>>>

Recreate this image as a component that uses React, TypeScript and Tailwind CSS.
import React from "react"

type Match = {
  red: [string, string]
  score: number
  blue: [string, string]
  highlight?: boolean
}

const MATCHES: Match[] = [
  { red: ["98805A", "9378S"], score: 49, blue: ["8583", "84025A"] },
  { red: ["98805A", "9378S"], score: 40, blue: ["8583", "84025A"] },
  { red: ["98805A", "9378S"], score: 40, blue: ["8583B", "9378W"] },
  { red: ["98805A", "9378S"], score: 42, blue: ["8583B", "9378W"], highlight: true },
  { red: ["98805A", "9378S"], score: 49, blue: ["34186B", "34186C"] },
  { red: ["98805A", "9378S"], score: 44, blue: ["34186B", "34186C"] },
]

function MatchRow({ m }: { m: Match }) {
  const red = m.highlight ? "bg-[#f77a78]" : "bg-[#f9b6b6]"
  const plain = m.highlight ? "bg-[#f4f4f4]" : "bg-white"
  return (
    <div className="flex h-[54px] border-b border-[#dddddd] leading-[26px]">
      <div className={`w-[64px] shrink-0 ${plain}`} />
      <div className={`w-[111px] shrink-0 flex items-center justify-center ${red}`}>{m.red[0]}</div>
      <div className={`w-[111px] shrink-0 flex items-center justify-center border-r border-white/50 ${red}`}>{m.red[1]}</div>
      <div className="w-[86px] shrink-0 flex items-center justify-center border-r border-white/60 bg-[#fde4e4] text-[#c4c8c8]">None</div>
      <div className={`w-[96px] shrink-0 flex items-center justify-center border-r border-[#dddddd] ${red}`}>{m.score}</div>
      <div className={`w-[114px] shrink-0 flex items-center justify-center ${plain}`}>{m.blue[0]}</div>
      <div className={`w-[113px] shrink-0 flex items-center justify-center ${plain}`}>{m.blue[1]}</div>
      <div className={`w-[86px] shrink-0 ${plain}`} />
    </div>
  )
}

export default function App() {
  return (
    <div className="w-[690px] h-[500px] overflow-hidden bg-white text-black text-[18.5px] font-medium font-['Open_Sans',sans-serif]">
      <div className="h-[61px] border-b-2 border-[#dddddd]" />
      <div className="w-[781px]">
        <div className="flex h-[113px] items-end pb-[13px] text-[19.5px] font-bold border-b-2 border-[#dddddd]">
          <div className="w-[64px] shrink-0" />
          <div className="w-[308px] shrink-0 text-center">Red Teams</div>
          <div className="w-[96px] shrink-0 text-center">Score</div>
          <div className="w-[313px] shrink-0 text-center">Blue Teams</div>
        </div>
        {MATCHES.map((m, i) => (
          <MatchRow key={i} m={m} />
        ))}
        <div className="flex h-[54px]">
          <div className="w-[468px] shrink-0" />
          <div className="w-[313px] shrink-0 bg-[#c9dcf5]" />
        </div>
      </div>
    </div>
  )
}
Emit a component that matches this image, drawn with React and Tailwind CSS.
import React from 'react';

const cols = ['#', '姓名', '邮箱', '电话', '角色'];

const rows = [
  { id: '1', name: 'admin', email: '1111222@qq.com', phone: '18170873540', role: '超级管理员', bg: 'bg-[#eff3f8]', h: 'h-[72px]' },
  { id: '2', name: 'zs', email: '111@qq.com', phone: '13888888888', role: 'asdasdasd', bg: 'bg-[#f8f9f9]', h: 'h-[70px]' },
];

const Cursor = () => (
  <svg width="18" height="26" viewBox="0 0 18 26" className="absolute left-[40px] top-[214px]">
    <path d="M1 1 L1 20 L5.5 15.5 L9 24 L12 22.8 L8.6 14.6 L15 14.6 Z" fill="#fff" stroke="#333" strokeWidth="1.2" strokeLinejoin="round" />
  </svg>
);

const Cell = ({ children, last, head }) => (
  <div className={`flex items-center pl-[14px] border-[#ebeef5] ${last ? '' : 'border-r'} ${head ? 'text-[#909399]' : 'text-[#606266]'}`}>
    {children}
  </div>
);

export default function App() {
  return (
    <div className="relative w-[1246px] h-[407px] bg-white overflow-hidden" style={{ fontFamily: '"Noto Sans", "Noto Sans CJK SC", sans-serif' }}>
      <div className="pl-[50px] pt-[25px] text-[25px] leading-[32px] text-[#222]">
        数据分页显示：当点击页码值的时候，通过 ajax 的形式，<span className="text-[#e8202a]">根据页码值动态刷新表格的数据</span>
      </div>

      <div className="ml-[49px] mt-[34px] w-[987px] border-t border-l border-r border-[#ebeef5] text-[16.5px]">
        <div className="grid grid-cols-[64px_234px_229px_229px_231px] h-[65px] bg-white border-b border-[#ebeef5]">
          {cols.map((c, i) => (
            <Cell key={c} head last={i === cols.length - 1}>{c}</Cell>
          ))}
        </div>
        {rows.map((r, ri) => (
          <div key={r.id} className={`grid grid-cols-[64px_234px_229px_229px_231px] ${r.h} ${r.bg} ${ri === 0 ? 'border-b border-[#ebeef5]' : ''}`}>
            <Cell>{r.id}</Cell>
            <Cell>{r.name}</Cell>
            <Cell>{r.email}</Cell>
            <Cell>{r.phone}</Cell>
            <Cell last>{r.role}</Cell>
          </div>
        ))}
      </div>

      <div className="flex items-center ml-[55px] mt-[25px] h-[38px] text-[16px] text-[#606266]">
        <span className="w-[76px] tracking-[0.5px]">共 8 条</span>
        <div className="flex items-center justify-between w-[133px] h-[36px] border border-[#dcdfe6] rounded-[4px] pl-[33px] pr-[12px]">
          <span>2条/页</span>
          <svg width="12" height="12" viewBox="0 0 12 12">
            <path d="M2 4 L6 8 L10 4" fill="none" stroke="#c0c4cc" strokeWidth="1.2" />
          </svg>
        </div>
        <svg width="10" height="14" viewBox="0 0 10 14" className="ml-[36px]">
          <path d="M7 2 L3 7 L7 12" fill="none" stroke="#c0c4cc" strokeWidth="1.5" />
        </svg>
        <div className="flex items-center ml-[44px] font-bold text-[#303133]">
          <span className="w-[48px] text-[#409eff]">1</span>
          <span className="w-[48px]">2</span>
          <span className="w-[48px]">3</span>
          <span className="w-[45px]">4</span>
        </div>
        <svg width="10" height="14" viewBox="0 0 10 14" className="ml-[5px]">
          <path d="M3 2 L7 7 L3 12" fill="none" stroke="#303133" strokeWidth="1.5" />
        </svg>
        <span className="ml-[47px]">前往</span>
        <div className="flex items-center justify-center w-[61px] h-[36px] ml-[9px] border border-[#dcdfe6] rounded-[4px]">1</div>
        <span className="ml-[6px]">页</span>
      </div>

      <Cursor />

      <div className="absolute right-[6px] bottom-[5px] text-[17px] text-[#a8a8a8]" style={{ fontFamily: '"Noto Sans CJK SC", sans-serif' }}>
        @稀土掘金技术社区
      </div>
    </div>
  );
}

<<<

▶ What the task requires: Faithfully transcribe the whole of the data.

▶ Answer to this problem:
Recreate this image as a component that uses React, TypeScript and Tailwind CSS.
import React from "react"

type Match = {
  red: [string, string]
  score: number
  blue: [string, string]
  highlight?: boolean
}

const MATCHES: Match[] = [
  { red: ["98805A", "9378S"], score: 49, blue: ["8583", "84025A"] },
  { red: ["98805A", "9378S"], score: 40, blue: ["8583", "84025A"] },
  { red: ["98805A", "9378S"], score: 40, blue: ["8583B", "9378W"] },
  { red: ["98805A", "9378S"], score: 42, blue: ["8583B", "9378W"], highlight: true },
  { red: ["98805A", "9378S"], score: 49, blue: ["34186B", "34186C"] },
  { red: ["98805A", "9378S"], score: 44, blue: ["34186B", "34186C"] },
]

function MatchRow({ m }: { m: Match }) {
  const red = m.highlight ? "bg-[#f77a78]" : "bg-[#f9b6b6]"
  const plain = m.highlight ? "bg-[#f4f4f4]" : "bg-white"
  return (
    <div className="flex h-[54px] border-b border-[#dddddd] leading-[26px]">
      <div className={`w-[64px] shrink-0 ${plain}`} />
      <div className={`w-[111px] shrink-0 flex items-center justify-center ${red}`}>{m.red[0]}</div>
      <div className={`w-[111px] shrink-0 flex items-center justify-center border-r border-white/50 ${red}`}>{m.red[1]}</div>
      <div className="w-[86px] shrink-0 flex items-center justify-center border-r border-white/60 bg-[#fde4e4] text-[#c4c8c8]">None</div>
      <div className={`w-[96px] shrink-0 flex items-center justify-center border-r border-[#dddddd] ${red}`}>{m.score}</div>
      <div className={`w-[114px] shrink-0 flex items-center justify-center ${plain}`}>{m.blue[0]}</div>
      <div className={`w-[113px] shrink-0 flex items-center justify-center ${plain}`}>{m.blue[1]}</div>
      <div className={`w-[86px] shrink-0 ${plain}`} />
    </div>
  )
}

export default function App() {
  return (
    <div className="w-[690px] h-[500px] overflow-hidden bg-white text-black text-[18.5px] font-medium font-['Open_Sans',sans-serif]">
      <div className="h-[61px] border-b-2 border-[#dddddd]" />
      <div className="w-[781px]">
        <div className="flex h-[113px] items-end pb-[13px] text-[19.5px] font-bold border-b-2 border-[#dddddd]">
          <div className="w-[64px] shrink-0" />
          <div className="w-[308px] shrink-0 text-center">Red Teams</div>
          <div className="w-[96px] shrink-0 text-center">Score</div>
          <div className="w-[313px] shrink-0 text-center">Blue Teams</div>
        </div>
        {MATCHES.map((m, i) => (
          <MatchRow key={i} m={m} />
        ))}
        <div className="flex h-[54px]">
          <div className="w-[468px] shrink-0" />
          <div className="w-[313px] shrink-0 bg-[#c9dcf5]" />
        </div>
      </div>
    </div>
  )
}
Emit a component that matches this image, drawn with React and Tailwind CSS.
import React from 'react';

const cols = ['#', '姓名', '邮箱', '电话', '角色'];

const rows = [
  { id: '1', name: 'admin', email: '1111222@qq.com', phone: '18170873540', role: '超级管理员', bg: 'bg-[#eff3f8]', h: 'h-[72px]' },
  { id: '2', name: 'zs', email: '111@qq.com', phone: '13888888888', role: 'asdasdasd', bg: 'bg-[#f8f9f9]', h: 'h-[70px]' },
];

const Cursor = () => (
  <svg width="18" height="26" viewBox="0 0 18 26" className="absolute left-[40px] top-[214px]">
    <path d="M1 1 L1 20 L5.5 15.5 L9 24 L12 22.8 L8.6 14.6 L15 14.6 Z" fill="#fff" stroke="#333" strokeWidth="1.2" strokeLinejoin="round" />
  </svg>
);

const Cell = ({ children, last, head }) => (
  <div className={`flex items-center pl-[14px] border-[#ebeef5] ${last ? '' : 'border-r'} ${head ? 'text-[#909399]' : 'text-[#606266]'}`}>
    {children}
  </div>
);

export default function App() {
  return (
    <div className="relative w-[1246px] h-[407px] bg-white overflow-hidden" style={{ fontFamily: '"Noto Sans", "Noto Sans CJK SC", sans-serif' }}>
      <div className="pl-[50px] pt-[25px] text-[25px] leading-[32px] text-[#222]">
        数据分页显示：当点击页码值的时候，通过 ajax 的形式，<span className="text-[#e8202a]">根据页码值动态刷新表格的数据</span>
      </div>

      <div className="ml-[49px] mt-[34px] w-[987px] border-t border-l border-r border-[#ebeef5] text-[16.5px]">
        <div className="grid grid-cols-[64px_234px_229px_229px_231px] h-[65px] bg-white border-b border-[#ebeef5]">
          {cols.map((c, i) => (
            <Cell key={c} head last={i === cols.length - 1}>{c}</Cell>
          ))}
        </div>
        {rows.map((r, ri) => (
          <div key={r.id} className={`grid grid-cols-[64px_234px_229px_229px_231px] ${r.h} ${r.bg} ${ri === 0 ? 'border-b border-[#ebeef5]' : ''}`}>
            <Cell>{r.id}</Cell>
            <Cell>{r.name}</Cell>
            <Cell>{r.email}</Cell>
            <Cell>{r.phone}</Cell>
            <Cell last>{r.role}</Cell>
          </div>
        ))}
      </div>

      <div className="flex items-center ml-[55px] mt-[25px] h-[38px] text-[16px] text-[#606266]">
        <span className="w-[76px] tracking-[0.5px]">共 8 条</span>
        <div className="flex items-center justify-between w-[133px] h-[36px] border border-[#dcdfe6] rounded-[4px] pl-[33px] pr-[12px]">
          <span>2条/页</span>
          <svg width="12" height="12" viewBox="0 0 12 12">
            <path d="M2 4 L6 8 L10 4" fill="none" stroke="#c0c4cc" strokeWidth="1.2" />
          </svg>
        </div>
        <svg width="10" height="14" viewBox="0 0 10 14" className="ml-[36px]">
          <path d="M7 2 L3 7 L7 12" fill="none" stroke="#c0c4cc" strokeWidth="1.5" />
        </svg>
        <div className="flex items-center ml-[44px] font-bold text-[#303133]">
          <span className="w-[48px] text-[#409eff]">1</span>
          <span className="w-[48px]">2</span>
          <span className="w-[48px]">3</span>
          <span className="w-[45px]">4</span>
        </div>
        <svg width="10" height="14" viewBox="0 0 10 14" className="ml-[5px]">
          <path d="M3 2 L7 7 L3 12" fill="none" stroke="#303133" strokeWidth="1.5" />
        </svg>
        <span className="ml-[47px]">前往</span>
        <div className="flex items-center justify-center w-[61px] h-[36px] ml-[9px] border border-[#dcdfe6] rounded-[4px]">1</div>
        <span className="ml-[6px]">页</span>
      </div>

      <Cursor />

      <div className="absolute right-[6px] bottom-[5px] text-[17px] text-[#a8a8a8]" style={{ fontFamily: '"Noto Sans CJK SC", sans-serif' }}>
        @稀土掘金技术社区
      </div>
    </div>
  );
}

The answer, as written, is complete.